Required task >>
Quote word for word the lines below, beginning with the first and ending with the one that has "ChevronRight, ChevronUp, Heart". Drop the pictures.

Given information >>
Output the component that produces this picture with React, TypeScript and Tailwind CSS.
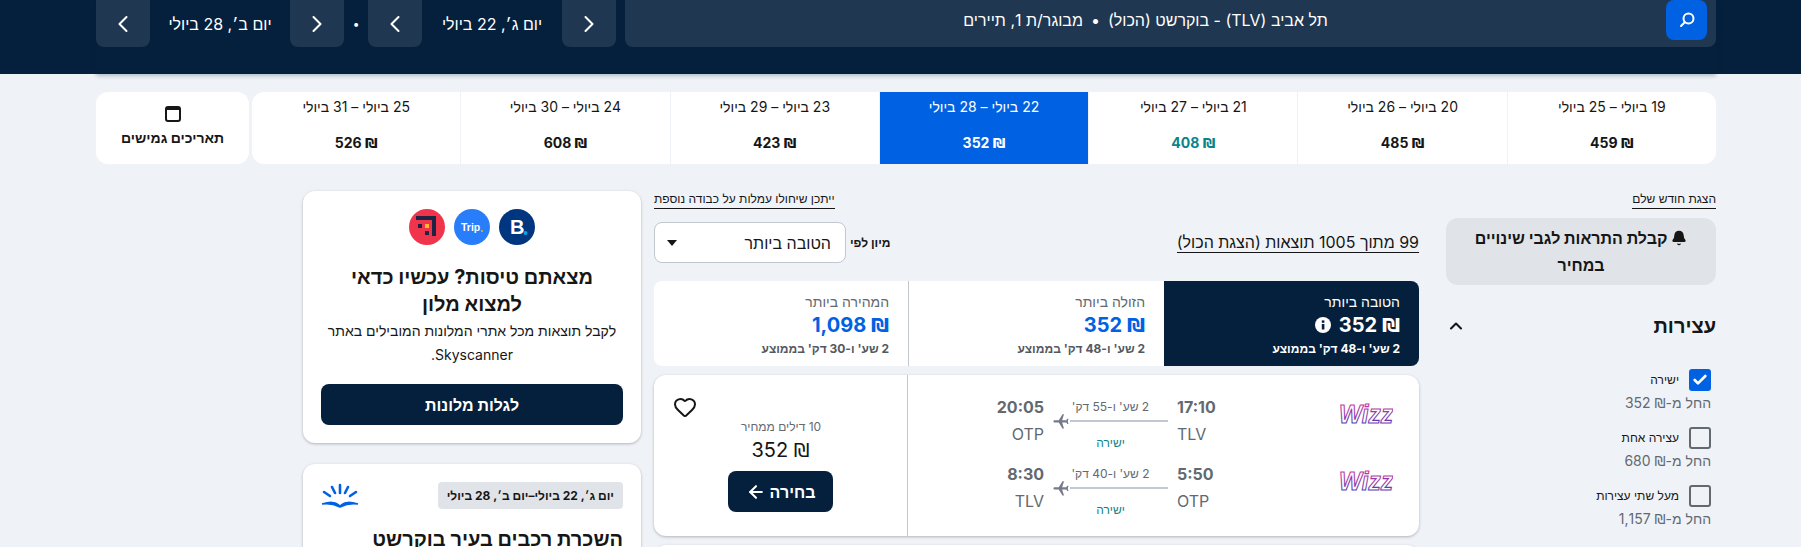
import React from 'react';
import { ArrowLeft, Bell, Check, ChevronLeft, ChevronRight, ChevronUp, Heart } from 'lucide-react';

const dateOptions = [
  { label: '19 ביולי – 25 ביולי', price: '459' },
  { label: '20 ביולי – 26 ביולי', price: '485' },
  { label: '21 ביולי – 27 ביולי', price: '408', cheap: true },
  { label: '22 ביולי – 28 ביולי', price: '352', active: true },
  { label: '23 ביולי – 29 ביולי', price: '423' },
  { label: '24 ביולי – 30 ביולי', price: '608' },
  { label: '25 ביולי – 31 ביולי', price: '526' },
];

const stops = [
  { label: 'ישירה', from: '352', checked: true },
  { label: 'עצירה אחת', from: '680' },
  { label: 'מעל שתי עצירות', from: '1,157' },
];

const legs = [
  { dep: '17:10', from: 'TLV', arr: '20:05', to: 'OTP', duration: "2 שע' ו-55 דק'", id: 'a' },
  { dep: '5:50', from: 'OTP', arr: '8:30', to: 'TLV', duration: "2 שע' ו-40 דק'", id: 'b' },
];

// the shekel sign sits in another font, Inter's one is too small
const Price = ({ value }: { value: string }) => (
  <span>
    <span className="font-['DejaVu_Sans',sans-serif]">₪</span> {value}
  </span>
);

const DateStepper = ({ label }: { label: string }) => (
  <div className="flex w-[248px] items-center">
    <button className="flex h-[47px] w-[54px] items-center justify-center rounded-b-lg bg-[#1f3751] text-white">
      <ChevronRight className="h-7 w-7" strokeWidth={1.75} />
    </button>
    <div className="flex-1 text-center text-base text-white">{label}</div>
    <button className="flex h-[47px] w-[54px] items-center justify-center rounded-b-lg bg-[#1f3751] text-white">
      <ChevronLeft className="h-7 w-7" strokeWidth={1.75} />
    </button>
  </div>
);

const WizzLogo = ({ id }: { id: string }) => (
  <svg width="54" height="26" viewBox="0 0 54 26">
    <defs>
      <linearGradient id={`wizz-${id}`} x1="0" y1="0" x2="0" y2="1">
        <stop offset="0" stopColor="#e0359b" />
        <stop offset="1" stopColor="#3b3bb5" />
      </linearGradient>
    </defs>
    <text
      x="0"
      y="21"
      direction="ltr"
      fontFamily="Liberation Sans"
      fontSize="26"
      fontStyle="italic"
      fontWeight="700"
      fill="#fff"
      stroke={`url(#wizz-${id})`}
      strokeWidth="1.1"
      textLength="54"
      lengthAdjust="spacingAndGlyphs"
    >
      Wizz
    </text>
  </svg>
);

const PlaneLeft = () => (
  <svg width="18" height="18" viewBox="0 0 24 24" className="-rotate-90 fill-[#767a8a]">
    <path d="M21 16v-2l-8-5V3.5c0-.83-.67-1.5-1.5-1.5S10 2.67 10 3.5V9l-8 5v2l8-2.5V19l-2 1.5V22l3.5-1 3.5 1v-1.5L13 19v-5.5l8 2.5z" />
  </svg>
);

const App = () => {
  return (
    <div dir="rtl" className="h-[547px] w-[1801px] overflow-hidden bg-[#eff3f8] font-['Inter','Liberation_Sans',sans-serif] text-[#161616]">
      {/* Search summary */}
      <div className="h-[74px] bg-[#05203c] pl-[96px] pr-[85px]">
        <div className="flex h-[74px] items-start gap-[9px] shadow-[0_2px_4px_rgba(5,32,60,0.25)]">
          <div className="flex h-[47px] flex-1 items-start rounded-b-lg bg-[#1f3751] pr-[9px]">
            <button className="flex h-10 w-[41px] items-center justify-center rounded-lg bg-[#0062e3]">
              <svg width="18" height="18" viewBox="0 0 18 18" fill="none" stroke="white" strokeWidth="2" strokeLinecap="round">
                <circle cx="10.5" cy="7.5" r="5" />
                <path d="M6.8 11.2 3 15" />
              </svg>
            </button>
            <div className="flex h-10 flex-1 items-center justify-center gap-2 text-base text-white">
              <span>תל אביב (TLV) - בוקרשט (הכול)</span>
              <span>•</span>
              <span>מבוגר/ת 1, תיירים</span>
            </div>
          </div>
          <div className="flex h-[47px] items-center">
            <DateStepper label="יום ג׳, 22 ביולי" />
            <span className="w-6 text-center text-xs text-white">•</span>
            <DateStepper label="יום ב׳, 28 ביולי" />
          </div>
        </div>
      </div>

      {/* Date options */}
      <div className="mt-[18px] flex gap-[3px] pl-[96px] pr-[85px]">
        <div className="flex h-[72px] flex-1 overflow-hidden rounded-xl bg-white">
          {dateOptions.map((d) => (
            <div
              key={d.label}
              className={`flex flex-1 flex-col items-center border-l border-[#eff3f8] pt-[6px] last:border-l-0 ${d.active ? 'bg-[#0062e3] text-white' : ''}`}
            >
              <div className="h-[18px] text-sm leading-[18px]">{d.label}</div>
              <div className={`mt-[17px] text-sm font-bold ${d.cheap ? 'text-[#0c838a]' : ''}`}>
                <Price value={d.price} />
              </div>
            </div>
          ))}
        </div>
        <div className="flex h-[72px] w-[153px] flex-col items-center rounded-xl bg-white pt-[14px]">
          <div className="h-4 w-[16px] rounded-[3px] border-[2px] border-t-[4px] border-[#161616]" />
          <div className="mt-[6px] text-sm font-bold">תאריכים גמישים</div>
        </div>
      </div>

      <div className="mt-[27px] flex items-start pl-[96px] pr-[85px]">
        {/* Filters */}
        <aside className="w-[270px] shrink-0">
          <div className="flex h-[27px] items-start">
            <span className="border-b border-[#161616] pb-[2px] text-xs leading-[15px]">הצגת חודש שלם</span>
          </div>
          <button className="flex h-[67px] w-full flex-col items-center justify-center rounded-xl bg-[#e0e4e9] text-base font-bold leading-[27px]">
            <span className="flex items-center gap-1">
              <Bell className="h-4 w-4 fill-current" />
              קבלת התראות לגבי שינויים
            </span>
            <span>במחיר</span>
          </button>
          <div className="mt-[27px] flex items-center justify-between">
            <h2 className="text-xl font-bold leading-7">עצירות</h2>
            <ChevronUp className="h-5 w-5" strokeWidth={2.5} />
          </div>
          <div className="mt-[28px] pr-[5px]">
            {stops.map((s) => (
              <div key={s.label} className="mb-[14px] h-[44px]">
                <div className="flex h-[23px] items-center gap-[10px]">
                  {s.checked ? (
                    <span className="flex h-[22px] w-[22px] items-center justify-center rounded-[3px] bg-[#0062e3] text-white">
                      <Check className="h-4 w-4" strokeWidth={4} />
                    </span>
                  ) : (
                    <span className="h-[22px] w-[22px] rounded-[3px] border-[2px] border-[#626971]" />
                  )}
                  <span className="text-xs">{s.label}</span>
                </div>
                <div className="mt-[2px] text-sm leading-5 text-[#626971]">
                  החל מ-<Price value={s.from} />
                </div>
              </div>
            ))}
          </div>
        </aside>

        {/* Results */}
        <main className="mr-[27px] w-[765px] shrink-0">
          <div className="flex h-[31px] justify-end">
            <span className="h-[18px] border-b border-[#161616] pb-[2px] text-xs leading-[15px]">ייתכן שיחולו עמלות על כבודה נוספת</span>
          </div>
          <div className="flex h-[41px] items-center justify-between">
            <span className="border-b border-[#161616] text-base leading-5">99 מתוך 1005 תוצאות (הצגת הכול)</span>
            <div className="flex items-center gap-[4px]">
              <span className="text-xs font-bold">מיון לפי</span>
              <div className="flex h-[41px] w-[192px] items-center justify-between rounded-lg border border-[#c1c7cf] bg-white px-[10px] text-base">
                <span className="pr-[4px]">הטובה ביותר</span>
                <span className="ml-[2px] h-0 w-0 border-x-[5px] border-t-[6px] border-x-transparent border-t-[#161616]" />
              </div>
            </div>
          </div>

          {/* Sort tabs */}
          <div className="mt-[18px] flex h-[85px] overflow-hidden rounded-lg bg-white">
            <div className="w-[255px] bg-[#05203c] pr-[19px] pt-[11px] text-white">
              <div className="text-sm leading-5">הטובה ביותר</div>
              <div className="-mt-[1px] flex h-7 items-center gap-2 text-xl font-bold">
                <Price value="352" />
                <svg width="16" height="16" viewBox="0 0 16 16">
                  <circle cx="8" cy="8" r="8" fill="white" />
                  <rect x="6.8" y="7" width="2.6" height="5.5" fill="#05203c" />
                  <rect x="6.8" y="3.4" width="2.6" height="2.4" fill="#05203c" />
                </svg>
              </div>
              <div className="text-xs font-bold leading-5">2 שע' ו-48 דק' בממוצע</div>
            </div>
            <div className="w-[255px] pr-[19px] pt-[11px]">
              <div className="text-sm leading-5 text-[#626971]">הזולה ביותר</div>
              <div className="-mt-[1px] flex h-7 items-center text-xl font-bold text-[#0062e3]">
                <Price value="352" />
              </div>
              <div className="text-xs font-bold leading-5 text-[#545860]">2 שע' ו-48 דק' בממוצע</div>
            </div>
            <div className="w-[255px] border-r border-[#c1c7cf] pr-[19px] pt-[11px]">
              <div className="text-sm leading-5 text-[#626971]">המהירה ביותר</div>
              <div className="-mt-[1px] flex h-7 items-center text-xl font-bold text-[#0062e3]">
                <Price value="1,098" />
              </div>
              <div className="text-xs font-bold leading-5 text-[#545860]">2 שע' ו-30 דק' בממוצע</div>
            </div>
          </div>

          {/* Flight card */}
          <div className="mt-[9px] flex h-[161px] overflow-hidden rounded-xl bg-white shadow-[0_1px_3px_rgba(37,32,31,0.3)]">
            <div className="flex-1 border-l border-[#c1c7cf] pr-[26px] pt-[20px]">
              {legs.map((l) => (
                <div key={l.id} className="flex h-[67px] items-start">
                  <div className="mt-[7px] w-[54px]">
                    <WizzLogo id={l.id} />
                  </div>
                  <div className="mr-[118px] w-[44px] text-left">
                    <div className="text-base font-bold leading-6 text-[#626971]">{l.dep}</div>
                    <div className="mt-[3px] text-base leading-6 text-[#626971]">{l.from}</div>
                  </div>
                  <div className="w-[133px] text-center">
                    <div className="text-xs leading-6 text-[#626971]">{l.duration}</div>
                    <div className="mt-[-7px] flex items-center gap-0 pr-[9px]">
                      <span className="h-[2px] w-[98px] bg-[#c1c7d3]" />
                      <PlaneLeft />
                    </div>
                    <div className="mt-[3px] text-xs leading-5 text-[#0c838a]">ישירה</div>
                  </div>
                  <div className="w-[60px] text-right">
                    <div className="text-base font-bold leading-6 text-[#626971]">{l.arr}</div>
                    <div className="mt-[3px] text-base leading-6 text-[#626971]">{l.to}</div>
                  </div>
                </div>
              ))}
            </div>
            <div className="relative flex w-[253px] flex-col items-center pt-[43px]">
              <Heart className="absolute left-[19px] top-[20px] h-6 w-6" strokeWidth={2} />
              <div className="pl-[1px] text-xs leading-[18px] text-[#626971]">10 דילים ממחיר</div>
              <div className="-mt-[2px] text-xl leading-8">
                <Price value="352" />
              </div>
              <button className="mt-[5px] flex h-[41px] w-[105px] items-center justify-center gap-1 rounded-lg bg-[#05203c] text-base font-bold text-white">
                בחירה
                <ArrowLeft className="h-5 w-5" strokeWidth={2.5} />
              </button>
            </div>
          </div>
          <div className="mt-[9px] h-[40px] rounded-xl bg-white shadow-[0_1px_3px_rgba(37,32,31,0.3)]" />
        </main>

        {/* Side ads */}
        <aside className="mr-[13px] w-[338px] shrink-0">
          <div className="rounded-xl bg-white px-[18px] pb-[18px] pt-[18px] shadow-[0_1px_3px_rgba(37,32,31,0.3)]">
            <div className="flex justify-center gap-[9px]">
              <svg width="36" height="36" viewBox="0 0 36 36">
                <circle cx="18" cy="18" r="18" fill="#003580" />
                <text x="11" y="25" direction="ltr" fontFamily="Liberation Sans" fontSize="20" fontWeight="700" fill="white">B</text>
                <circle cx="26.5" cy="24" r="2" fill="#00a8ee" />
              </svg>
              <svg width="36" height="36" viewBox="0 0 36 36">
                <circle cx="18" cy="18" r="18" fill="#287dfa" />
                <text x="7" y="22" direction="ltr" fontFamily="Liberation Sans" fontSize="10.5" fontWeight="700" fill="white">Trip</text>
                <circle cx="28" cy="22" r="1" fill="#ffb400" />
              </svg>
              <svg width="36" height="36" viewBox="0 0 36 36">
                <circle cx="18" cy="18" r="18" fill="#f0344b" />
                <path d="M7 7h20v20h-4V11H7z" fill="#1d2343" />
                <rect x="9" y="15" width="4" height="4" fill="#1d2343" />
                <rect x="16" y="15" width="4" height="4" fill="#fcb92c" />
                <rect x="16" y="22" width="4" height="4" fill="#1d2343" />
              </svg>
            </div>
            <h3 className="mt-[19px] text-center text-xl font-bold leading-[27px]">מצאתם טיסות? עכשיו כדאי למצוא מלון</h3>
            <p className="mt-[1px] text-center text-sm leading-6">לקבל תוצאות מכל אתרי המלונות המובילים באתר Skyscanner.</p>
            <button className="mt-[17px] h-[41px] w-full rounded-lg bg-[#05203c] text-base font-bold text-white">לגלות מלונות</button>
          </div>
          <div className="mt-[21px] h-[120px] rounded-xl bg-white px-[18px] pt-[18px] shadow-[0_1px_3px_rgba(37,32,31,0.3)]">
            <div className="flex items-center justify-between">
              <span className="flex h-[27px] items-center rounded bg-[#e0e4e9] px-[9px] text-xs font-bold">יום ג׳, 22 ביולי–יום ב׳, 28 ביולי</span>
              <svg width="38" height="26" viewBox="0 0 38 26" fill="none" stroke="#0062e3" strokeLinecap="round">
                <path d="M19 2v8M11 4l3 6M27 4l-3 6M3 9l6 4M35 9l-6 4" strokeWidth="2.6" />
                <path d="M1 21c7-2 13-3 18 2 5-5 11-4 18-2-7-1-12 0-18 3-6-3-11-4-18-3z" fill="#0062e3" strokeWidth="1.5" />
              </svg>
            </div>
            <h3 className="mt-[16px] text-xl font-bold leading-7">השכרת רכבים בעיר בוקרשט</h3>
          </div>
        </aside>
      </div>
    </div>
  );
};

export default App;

Expected answer >>
Output the component that produces this picture with React, TypeScript and Tailwind CSS.
import React from 'react';
import { ArrowLeft, Bell, Check, ChevronLeft, ChevronRight, ChevronUp, Heart } from 'lucide-react';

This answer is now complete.